Kennedy this week praised State's fire-safety experts as "pros, former fire marshals, who had identified problems out there so that they could be corrected."
One problem the inspectors raised was that First Kuwaiti had used plastic piping for the water mains. Although the firm's contract, dated May 13, 2005, called for plastic pipes, according to a copy, the State Department issued new regulations for embassies worldwide on Feb. 28, 2006, that insisted on cast-iron pipes. Ordinarily, such a change would be renegotiated with the contractor, but French did not tell First Kuwaiti of the change, according to two sources, and so it installed the wrong piping.
When the State Department inspectors identified this and other lapses in construction, Williams, the head of overseas building, hired another company, Schirmer Engineering of Chicago, to reinspect the fire-safety system. Schirmer produced reports on Oct. 22, Oct. 29 and Nov. 1 that uncovered even more problems. Williams and Golden appeared to minimize the issues in e-mails and directives, and then Schirmer's contract was ended. Williams did not respond to a request for comment, and Schirmer officials declined to comment.
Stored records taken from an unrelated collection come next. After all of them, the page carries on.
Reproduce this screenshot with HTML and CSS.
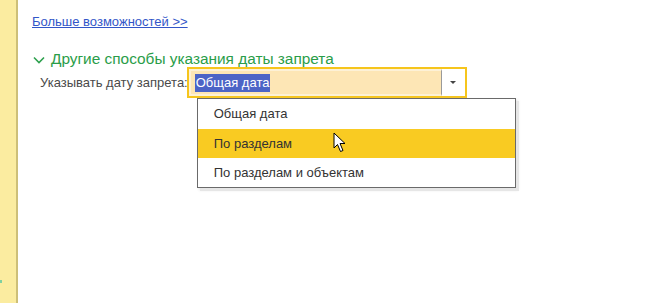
FILE: index.html
```html
<!DOCTYPE html>
<html lang="ru">
<head>
    <meta charset="UTF-8">
    <title>Дата запрета</title>
    <link rel="stylesheet" href="styles.css">
</head>
<body>
    <div class="panel">
        <div class="side-strip"><span class="side-mark"></span></div>
        <div class="content">
            <a class="more-link" href="#">Больше возможностей &gt;&gt;</a>

            <div class="group-title">
                <svg class="chevron" width="12" height="8" viewBox="0 0 12 8">
                    <polyline points="1,1.5 6,6.5 11,1.5" fill="none" stroke="#2fa14f" stroke-width="1.6"/>
                </svg>
                <span>Другие способы указания даты запрета</span>
            </div>

            <div class="field-row">
                <label class="field-label">Указывать дату запрета:</label>
                <div class="combo">
                    <div class="combo-input"><span class="combo-text">Общая дата</span></div>
                    <div class="combo-btn"><span class="arrow"></span></div>

                    <ul class="dropdown">
                        <li>Общая дата</li>
                        <li class="hover">По разделам
                            <svg class="cursor" width="14" height="21" viewBox="0 0 14 21">
                                <path d="M1 1 L1 16 L4.5 12.5 L7.5 19.5 L10 18.5 L7 11.5 L12 11.5 Z" fill="#fff" stroke="#000" stroke-width="1"/>
                            </svg>
                        </li>
                        <li>По разделам и объектам</li>
                    </ul>
                </div>
            </div>
        </div>
    </div>
</body>
</html>
```

FILE: styles.css
```css
body {
    margin: 0;
    font-family: "Liberation Sans", Arial, sans-serif;
    background: #fff;
}
.panel {
    display: flex;
    height: 303px;
}
.side-strip {
    width: 16px;
    background: #fbeca0;
    border-right: 2px solid #cdbf78;
    position: relative;
}
.side-mark {
    position: absolute;
    left: 0;
    top: 280px;
    width: 2px;
    height: 3px;
    background: #7fd0a0;
}
.content {
    padding: 14px 0 0 14px;
    flex: 1;
}
.more-link {
    display: block;
    font-size: 13px;
    color: #3256c8;
    text-decoration: underline;
    line-height: 16px;
}
.group-title {
    display: flex;
    align-items: center;
    margin-top: 20px;
    margin-left: 1px;
    gap: 6px;
    color: #2a9d49;
    font-size: 15.4px;
    line-height: 18px;
}
.chevron {
    margin-top: 1px;
}
.field-row {
    display: flex;
    align-items: center;
    margin-top: -1px;
    margin-left: 8px;
}
.field-label {
    font-size: 13px;
    color: #4a4a4a;
    margin-right: -1px;
}
.combo {
    position: relative;
    display: flex;
    width: 276px;
    height: 27px;
    border: 2px solid #f6c51c;
    background: #fff;
}
.combo-input {
    flex: 1;
    background: #fde6b5;
    border: 2px solid #fdf1d6;
    border-right: 1px solid #9a9a9a;
    display: flex;
    align-items: center;
    padding-left: 4px;
}
.combo-text {
    background: #4c64c6;
    color: #fff;
    font-size: 13px;
    line-height: 18px;
    padding: 0 1px;
}
.combo-btn {
    width: 23px;
    display: flex;
    align-items: center;
    justify-content: center;
}
.arrow {
    width: 0;
    height: 0;
    border-left: 3px solid transparent;
    border-right: 3px solid transparent;
    border-top: 3px solid #444;
}
.dropdown {
    position: absolute;
    left: 8px;
    top: 29px;
    width: 317px;
    margin: 0;
    padding: 0;
    list-style: none;
    background: #fff;
    border: 1px solid #6a6a6a;
    box-shadow: 3px 3px 0 #e6e6e6, 2px 2px 3px #e0e0e0;
}
.dropdown li {
    height: 29px;
    line-height: 29px;
    padding-left: 16px;
    font-size: 13px;
    color: #333;
    position: relative;
}
.dropdown li:first-child {
    height: 30px;
    line-height: 30px;
}
.dropdown li.hover {
    background: #f9cb22;
}
.cursor {
    position: absolute;
    left: 135px;
    top: 3px;
}
```
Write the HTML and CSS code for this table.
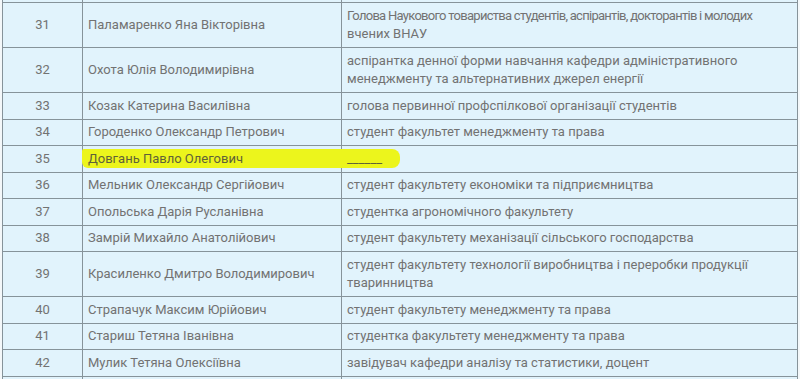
FILE: index.html
```html
<!DOCTYPE html>
<html lang="uk">
<head>
<meta charset="utf-8">
<link rel="stylesheet" href="styles.css">
</head>
<body>
<div class="wrap">
<table class="list">
<colgroup><col class="c-num"><col class="c-name"><col class="c-role"></colgroup>
<tbody>
<tr class="cut"><td></td><td></td><td></td></tr>
<tr><td class="num">31</td><td>Паламаренко Яна Вікторівна</td><td><span class="tight">Голова Наукового товариства студентів, аспірантів, докторантів і молодих</span><br>вчених ВНАУ</td></tr>
<tr><td class="num">32</td><td>Охота Юлія Володимирівна</td><td>аспірантка денної форми навчання кафедри адміністративного менеджменту та альтернативних джерел енергії</td></tr>
<tr><td class="num">33</td><td>Козак Катерина Василівна</td><td>голова первинної профспілкової організації студентів</td></tr>
<tr><td class="num">34</td><td>Городенко Олександр Петрович</td><td>студент факультет менеджменту та права</td></tr>
<tr class="marked"><td class="num">35</td><td class="hl-cell"><span class="marker"></span><span class="over">Довгань Павло Олегович</span></td><td><span class="over">______</span></td></tr>
<tr><td class="num">36</td><td>Мельник Олександр Сергійович</td><td>студент факультету економіки та підприємництва</td></tr>
<tr><td class="num">37</td><td>Опольська Дарія Русланівна</td><td>студентка агрономічного факультету</td></tr>
<tr><td class="num">38</td><td>Замрій Михайло Анатолійович</td><td>студент факультету механізації сільського господарства</td></tr>
<tr><td class="num">39</td><td>Красиленко Дмитро Володимирович</td><td>студент факультету технології виробництва і переробки продукції тваринництва</td></tr>
<tr><td class="num">40</td><td>Страпачук Максим Юрійович</td><td>студент факультету менеджменту та права</td></tr>
<tr><td class="num">41</td><td>Стариш Тетяна Іванівна</td><td>студентка факультету менеджменту та права</td></tr>
<tr><td class="num">42</td><td>Мулик Тетяна Олексіївна</td><td>завідувач кафедри аналізу та статистики, доцент</td></tr>
<tr class="cut"><td></td><td></td><td></td></tr>
</tbody>
</table>
</div>
</body>
</html>
```

FILE: styles.css
```css
html, body {
  margin: 0;
  padding: 0;
  background: #f4f8fa;
}
.wrap {
  padding-left: 2px;
  padding-right: 3px;
  height: 379px;
  overflow: hidden;
}
.list {
  width: 795px;
  border-collapse: collapse;
  table-layout: fixed;
  background: #e1f3fc;
  font-family: Roboto, "Noto Sans", sans-serif;
  font-size: 13px;
  color: #727272;
}
.c-num { width: 80px; }
.c-name { width: 259px; }
.c-role { width: 456px; }
.list td {
  border: 1px solid #86939a;
  padding: 3.5px 5px 3.5px 5px;
  line-height: 18.5px;
  vertical-align: middle;
}
.list td.num { text-align: center; }
.tight {
  white-space: nowrap;
  letter-spacing: -0.72px;
}
.list tr.cut td {
  padding: 0;
  height: 2px;
  line-height: 0;
  border-top: 0;
}
.hl-cell { position: relative; }
.marker {
  position: absolute;
  left: -1px;
  top: 3px;
  width: 318px;
  height: 19px;
  background: #ecf51c;
  border-radius: 2px 8px 8px 6px;
  z-index: 1;
}
.over {
  position: relative;
  z-index: 2;
  color: #5f6238;
}
```
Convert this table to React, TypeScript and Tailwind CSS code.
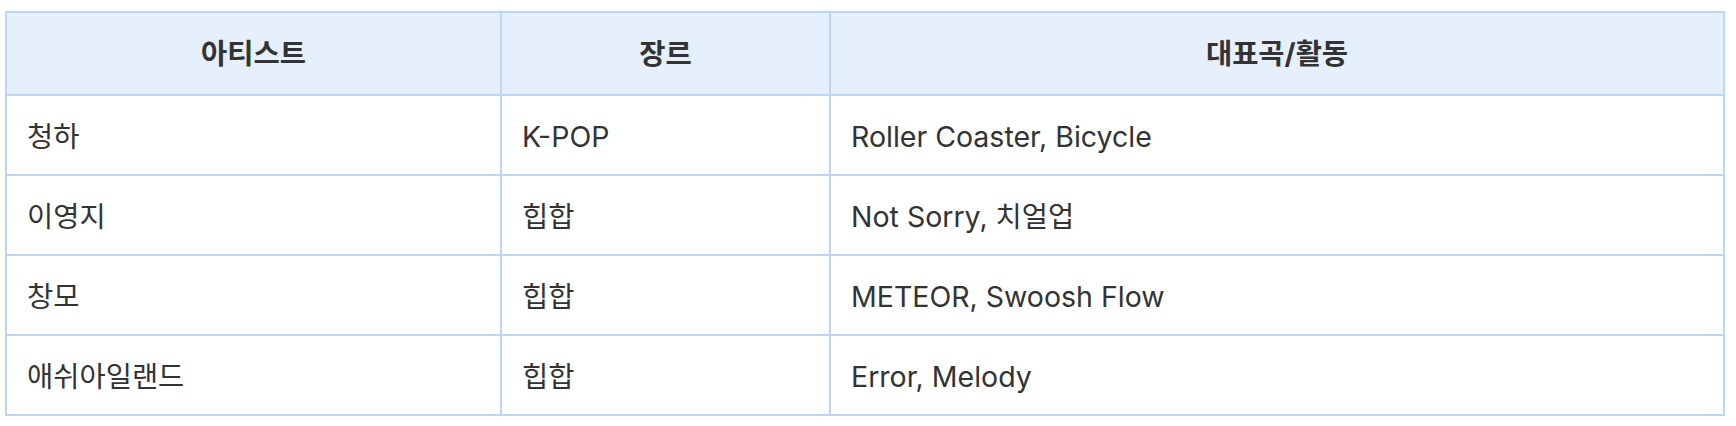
import React from 'react';

type Row = { artist: string; genre: string; works: string };

const rows: Row[] = [
  { artist: '청하', genre: 'K-POP', works: 'Roller Coaster, Bicycle' },
  { artist: '이영지', genre: '힙합', works: 'Not Sorry, 치얼업' },
  { artist: '창모', genre: '힙합', works: 'METEOR, Swoosh Flow' },
  { artist: '애쉬아일랜드', genre: '힙합', works: 'Error, Melody' },
];

const App: React.FC = () => {
  return (
    <div className="w-[1736px] h-[426px] bg-white pl-[5px] pt-[11px] font-['Inter','Noto_Sans_CJK_KR',sans-serif] text-[#333333]">
      <table className="w-[1720px] border-collapse text-[28.5px] leading-[40px]">
        <thead>
          <tr className="bg-[#e6f0fd] h-[83px]">
            <th className="w-[495px] border-2 border-[#bcd5f6] font-bold text-center">아티스트</th>
            <th className="w-[329px] border-2 border-[#bcd5f6] font-bold text-center">장르</th>
            <th className="border-2 border-[#bcd5f6] font-bold text-center">대표곡/활동</th>
          </tr>
        </thead>
        <tbody>
          {rows.map(r => (
            <tr key={r.artist} className="h-[80px]">
              <td className="border-2 border-[#bcd5f6] px-[20px] pt-[4px]">{r.artist}</td>
              <td className="border-2 border-[#bcd5f6] px-[20px] pt-[4px]">{r.genre}</td>
              <td className="border-2 border-[#bcd5f6] px-[20px] pt-[4px]">{r.works}</td>
            </tr>
          ))}
        </tbody>
      </table>
    </div>
  );
};

export default App;
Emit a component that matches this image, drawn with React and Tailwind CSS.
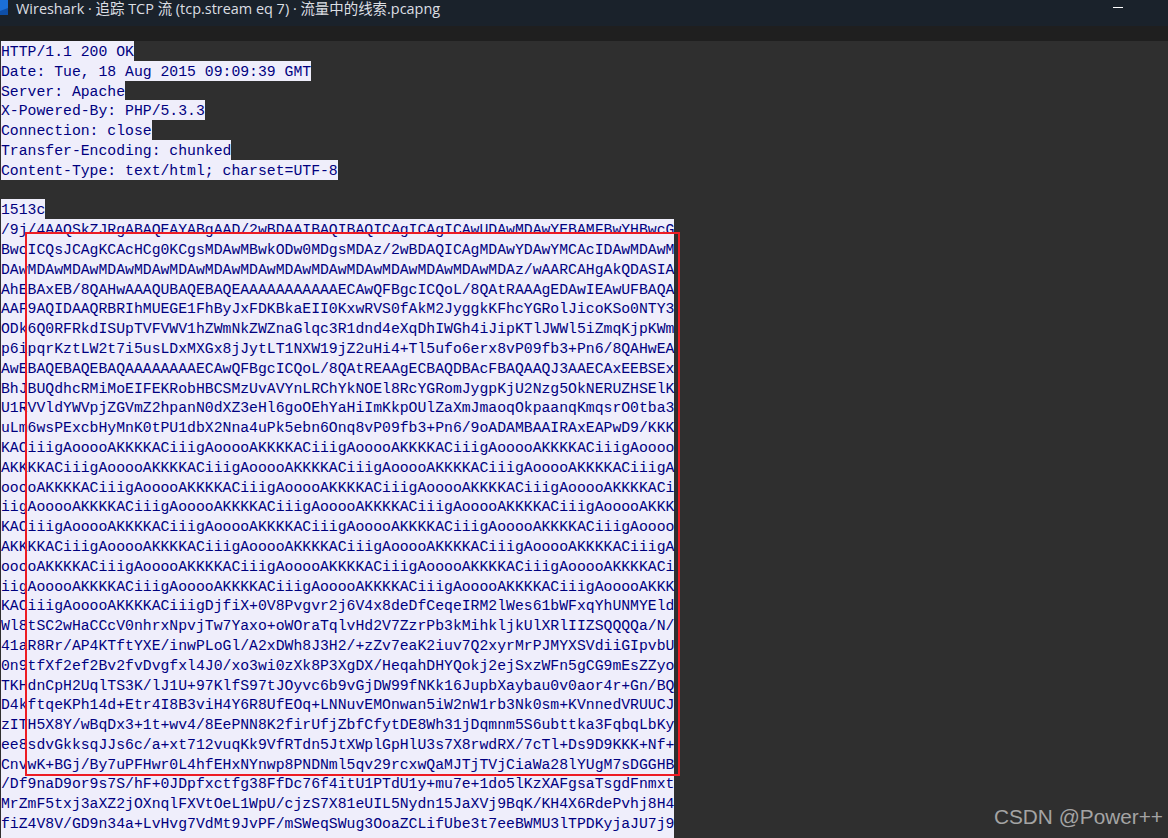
const HEADERS = [
  "HTTP/1.1 200 OK",
  "Date: Tue, 18 Aug 2015 09:09:39 GMT",
  "Server: Apache",
  "X-Powered-By: PHP/5.3.3",
  "Connection: close",
  "Transfer-Encoding: chunked",
  "Content-Type: text/html; charset=UTF-8",
  "",
  "1513c",
];

const A = "KACiiigAooooAKKKKACiiigAooooAKKKKACiiigAooooAKKKKACiiigAooooAKKKKACiiigAoooo";
const B = "AKKKKACiiigAooooAKKKKACiiigAooooAKKKKACiiigAooooAKKKKACiiigAooooAKKKKACiiigA";
const C = "ooooAKKKKACiiigAooooAKKKKACiiigAooooAKKKKACiiigAooooAKKKKACiiigAooooAKKKKACi";
const D = "iigAooooAKKKKACiiigAooooAKKKKACiiigAooooAKKKKACiiigAooooAKKKKACiiigAooooAKKK";

const BODY = [
  "/9j/4AAQSkZJRgABAQEAYABgAAD/2wBDAAIBAQIBAQICAgICAgICAwUDAwMDAwYEBAMFBwYHBwcG",
  "BwcICQsJCAgKCAcHCg0KCgsMDAwMBwkODw0MDgsMDAz/2wBDAQICAgMDAwYDAwYMCAcIDAwMDAwM",
  "DAwMDAwMDAwMDAwMDAwMDAwMDAwMDAwMDAwMDAwMDAwMDAwMDAwMDAwMDAz/wAARCAHgAkQDASIA",
  "AhEBAxEB/8QAHwAAAQUBAQEBAQEAAAAAAAAAAAECAwQFBgcICQoL/8QAtRAAAgEDAwIEAwUFBAQA",
  "AAF9AQIDAAQRBRIhMUEGE1FhByJxFDKBkaEII0KxwRVS0fAkM2JyggkKFhcYGRolJicoKSo0NTY3",
  "ODk6Q0RFRkdISUpTVFVWV1hZWmNkZWZnaGlqc3R1dnd4eXqDhIWGh4iJipKTlJWWl5iZmqKjpKWm",
  "p6ipqrKztLW2t7i5usLDxMXGx8jJytLT1NXW19jZ2uHi4+Tl5ufo6erx8vP09fb3+Pn6/8QAHwEA",
  "AwEBAQEBAQEBAQAAAAAAAAECAwQFBgcICQoL/8QAtREAAgECBAQDBAcFBAQAAQJ3AAECAxEEBSEx",
  "BhJBUQdhcRMiMoEIFEKRobHBCSMzUvAVYnLRChYkNOEl8RcYGRomJygpKjU2Nzg5OkNERUZHSElK",
  "U1RVVldYWVpjZGVmZ2hpanN0dXZ3eHl6goOEhYaHiImKkpOUlZaXmJmaoqOkpaanqKmqsrO0tba3",
  "uLm6wsPExcbHyMnK0tPU1dbX2Nna4uPk5ebn6Onq8vP09fb3+Pn6/9oADAMBAAIRAxEAPwD9/KKK",
  A, B, C, D, A, B, C, D,
  "KACiiigAooooAKKKKACiiigDjfiX+0V8Pvgvr2j6V4x8deDfCeqeIRM2lWes61bWFxqYhUNMYEld",
  "Wl8tSC2wHaCCcV0nhrxNpvjTw7Yaxo+oWOraTqlvHd2V7ZzrPb3kMihkljkUlXRlIIZSQQQQa/N/",
  "41aR8Rr/AP4KTftYXE/inwPLoGl/A2xDWh8J3H2/+zZv7eaK2iuv7Q2xyrMrPJMYXSVdiiGIpvbU",
  "0n9tfXf2ef2Bv2fvDvgfxl4J0/xo3wi0zXk8P3XgDX/HeqahDHYQokj2ejSxzWFn5gCG9mEsZZyo",
  "TKHdnCpH2UqlTS3K/lJ1U+97KlfS97tJOyvc6b9vGjDW99fNKk16JupbXaybau0v0aor4r+Gn/BQ",
  "D4kftqeKPh14d+Etr4I8B3viH4Y6R8UfEOq+LNNuvEMOnwan5iW2nW1rb3Nk0sm+KVnnedVRUUCJ",
  "zITH5X8Y/wBqDx3+1t+wv4/8EePNN8K2firUfjZbfCfytDE8Wh31jDqmnm5S6ubttka3FqbqLbKy",
  "ee8sdvGkksqJJs6c/a+xt712vuqKk9VfRTdn5JtXWplGpHlU3s7X8rwdRX/7cTl+Ds9D9KKK+Nf+",
  "CnvwK+BGj/By7uPFHwr0L4hfEHxNYnwp8PNDNml5qv29rcxwQaMJTjTVjCiaWa28lYUgM7sDGGHB",
  "/Df9naD9or9s7S/hF+0JDpfxctfg38FfDc76f4itU1PTdU1y+mu7e+1do5lKzXAFgsaTsgdFnmxt",
  "MrZmF5txj3aXZ2jOXnqlFXVtOeL1WpU/cjzS7X81eUIL5Nydn15JaXVj9BqK/KH4X6RdePvhj8H4",
  "fiZ4V8V/GD9n34a+LvHvg7VdMt9JvPF/mSWeqSWug3OoaZCLifUbe3t7eeBWMU3lTPDKyjaJU7j9",
];

function Line({ text }) {
  return (
    <div className="h-[19.8px] whitespace-pre">
      {text ? <span className="block h-[19.8px] w-fit bg-[#efeefb] leading-[23px]">{text}</span> : null}
    </div>
  );
}

export default function App() {
  return (
    <div className="relative flex h-[838px] w-[1168px] flex-col overflow-hidden bg-[#2f2f2f]">
      {/* Title bar */}
      <div className="flex h-[26px] shrink-0 items-start bg-[#1a222b]">
        <svg width="9" height="16" viewBox="0 0 9 16" className="shrink-0">
          <path d="M0 0H8V15H0Z" fill="#1b6fd6" />
          <path d="M0 11L8 8V15H0Z" fill="#0e4fa8" />
        </svg>
        <span className="ml-[7px] font-['Open_Sans','Noto_Sans_CJK_SC',sans-serif] text-[14.45px] leading-[17px] text-[#dcdfe3]">
          Wireshark · 追踪 TCP 流 (tcp.stream eq 7) · 流量中的线索.pcapng
        </span>
        <div className="ml-auto mr-[45px] mt-[7px] h-px w-[10px] bg-white" />
      </div>

      {/* Strip between title and text */}
      <div className="h-[15px] shrink-0 bg-[#1f1f1f]" />

      {/* Stream text */}
      <div className="pl-px font-['Liberation_Mono',monospace] text-[14.77px] text-[#00007f]">
        {HEADERS.map((text, i) => (
          <Line key={i} text={text} />
        ))}
        {BODY.map((text, i) => (
          <Line key={i} text={text} />
        ))}
        {/* next row is only just in frame, its selection shows but no glyphs */}
        <Line text={" ".repeat(76)} />
      </div>

      {/* Red annotation */}
      <div className="absolute left-[25px] top-[232px] h-[544px] w-[655px] border-[2.5px] border-[#ed1c24]" />

      {/* Watermark */}
      <div className="absolute right-[5px] top-[803px] font-['Liberation_Sans',sans-serif] text-[20.8px] leading-[28px] text-[#a4a4a4]">
        CSDN @Power++
      </div>
    </div>
  );
}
First Kuwaiti then hired Hughes Associates, though it received an e-mail on Nov. 8 from a top State Department official saying that hiring such a consultant "is not a contract requirement." The Hughes representative signed a document stating that he witnessed a test of the fire-safety system on Dec. 7, but that did not mean he said it was working properly, said Philip J. DiNenno, president of Hughes.
"I am aware of some work done by the State Department inspectors and a contractor hired by State," DiNenno said, adding that Hughes is preparing a report on the fire systems. "I guess it wasn't coincidental that we heard from First Kuwaiti in November."
On Dec. 12, Williams initialed a statement saying that the underground piping for the fire system met requirements. On Dec. 28, project officials in Baghdad notified him that construction of the compound "has been substantially completed in accordance with the contract plans." Williams left the State Department three days later.